• What you will do:
Output all the data exactly. Pictures do not belong in the copy.

--------

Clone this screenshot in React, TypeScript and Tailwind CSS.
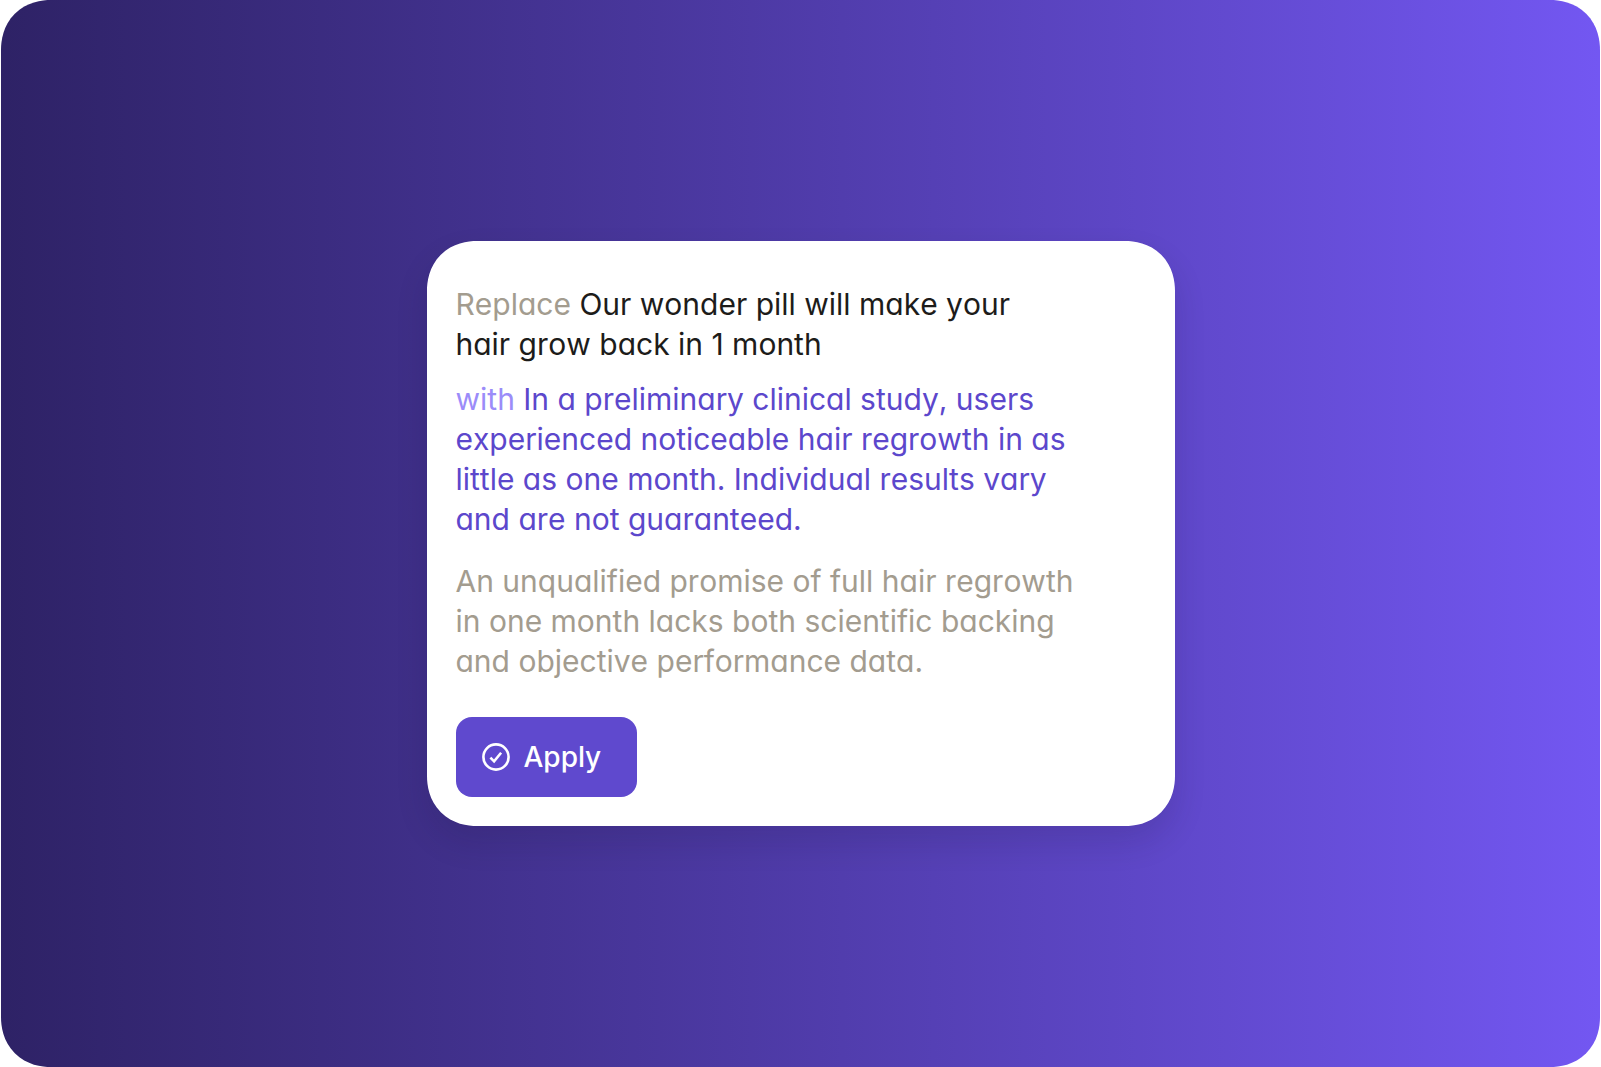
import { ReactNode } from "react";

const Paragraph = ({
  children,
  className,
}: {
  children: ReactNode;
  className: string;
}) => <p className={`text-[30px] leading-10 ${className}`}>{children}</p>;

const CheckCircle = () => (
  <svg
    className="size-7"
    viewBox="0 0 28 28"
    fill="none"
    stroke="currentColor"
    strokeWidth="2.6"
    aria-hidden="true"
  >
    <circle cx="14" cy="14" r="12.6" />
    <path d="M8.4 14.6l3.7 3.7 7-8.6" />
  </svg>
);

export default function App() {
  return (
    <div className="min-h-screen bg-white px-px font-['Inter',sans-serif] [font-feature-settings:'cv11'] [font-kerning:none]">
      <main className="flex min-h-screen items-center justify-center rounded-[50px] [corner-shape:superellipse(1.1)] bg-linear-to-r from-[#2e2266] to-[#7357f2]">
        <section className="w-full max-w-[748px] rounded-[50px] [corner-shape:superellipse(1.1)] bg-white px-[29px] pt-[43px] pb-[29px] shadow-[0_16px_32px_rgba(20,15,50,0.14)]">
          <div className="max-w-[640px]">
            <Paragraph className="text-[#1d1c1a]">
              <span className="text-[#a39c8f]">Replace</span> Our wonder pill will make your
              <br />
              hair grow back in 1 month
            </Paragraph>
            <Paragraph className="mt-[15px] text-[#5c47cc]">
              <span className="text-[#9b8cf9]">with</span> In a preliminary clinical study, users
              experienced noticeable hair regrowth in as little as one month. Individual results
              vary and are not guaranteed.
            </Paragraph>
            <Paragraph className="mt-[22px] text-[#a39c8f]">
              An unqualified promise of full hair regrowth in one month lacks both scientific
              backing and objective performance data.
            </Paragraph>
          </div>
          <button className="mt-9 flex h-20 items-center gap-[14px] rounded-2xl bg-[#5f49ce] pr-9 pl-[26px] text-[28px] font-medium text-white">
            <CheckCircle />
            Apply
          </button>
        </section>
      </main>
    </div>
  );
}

--------

• Solution to the exercise:
Clone this screenshot in React, TypeScript and Tailwind CSS.
import { ReactNode } from "react";

const Paragraph = ({
  children,
  className,
}: {
  children: ReactNode;
  className: string;
}) => <p className={`text-[30px] leading-10 ${className}`}>{children}</p>;

const CheckCircle = () => (
  <svg
    className="size-7"
    viewBox="0 0 28 28"
    fill="none"
    stroke="currentColor"
    strokeWidth="2.6"
    aria-hidden="true"
  >
    <circle cx="14" cy="14" r="12.6" />
    <path d="M8.4 14.6l3.7 3.7 7-8.6" />
  </svg>
);

export default function App() {
  return (
    <div className="min-h-screen bg-white px-px font-['Inter',sans-serif] [font-feature-settings:'cv11'] [font-kerning:none]">
      <main className="flex min-h-screen items-center justify-center rounded-[50px] [corner-shape:superellipse(1.1)] bg-linear-to-r from-[#2e2266] to-[#7357f2]">
        <section className="w-full max-w-[748px] rounded-[50px] [corner-shape:superellipse(1.1)] bg-white px-[29px] pt-[43px] pb-[29px] shadow-[0_16px_32px_rgba(20,15,50,0.14)]">
          <div className="max-w-[640px]">
            <Paragraph className="text-[#1d1c1a]">
              <span className="text-[#a39c8f]">Replace</span> Our wonder pill will make your
              <br />
              hair grow back in 1 month
            </Paragraph>
            <Paragraph className="mt-[15px] text-[#5c47cc]">
              <span className="text-[#9b8cf9]">with</span> In a preliminary clinical study, users
              experienced noticeable hair regrowth in as little as one month. Individual results
              vary and are not guaranteed.
            </Paragraph>
            <Paragraph className="mt-[22px] text-[#a39c8f]">
              An unqualified promise of full hair regrowth in one month lacks both scientific
              backing and objective performance data.
            </Paragraph>
          </div>
          <button className="mt-9 flex h-20 items-center gap-[14px] rounded-2xl bg-[#5f49ce] pr-9 pl-[26px] text-[28px] font-medium text-white">
            <CheckCircle />
            Apply
          </button>
        </section>
      </main>
    </div>
  );
}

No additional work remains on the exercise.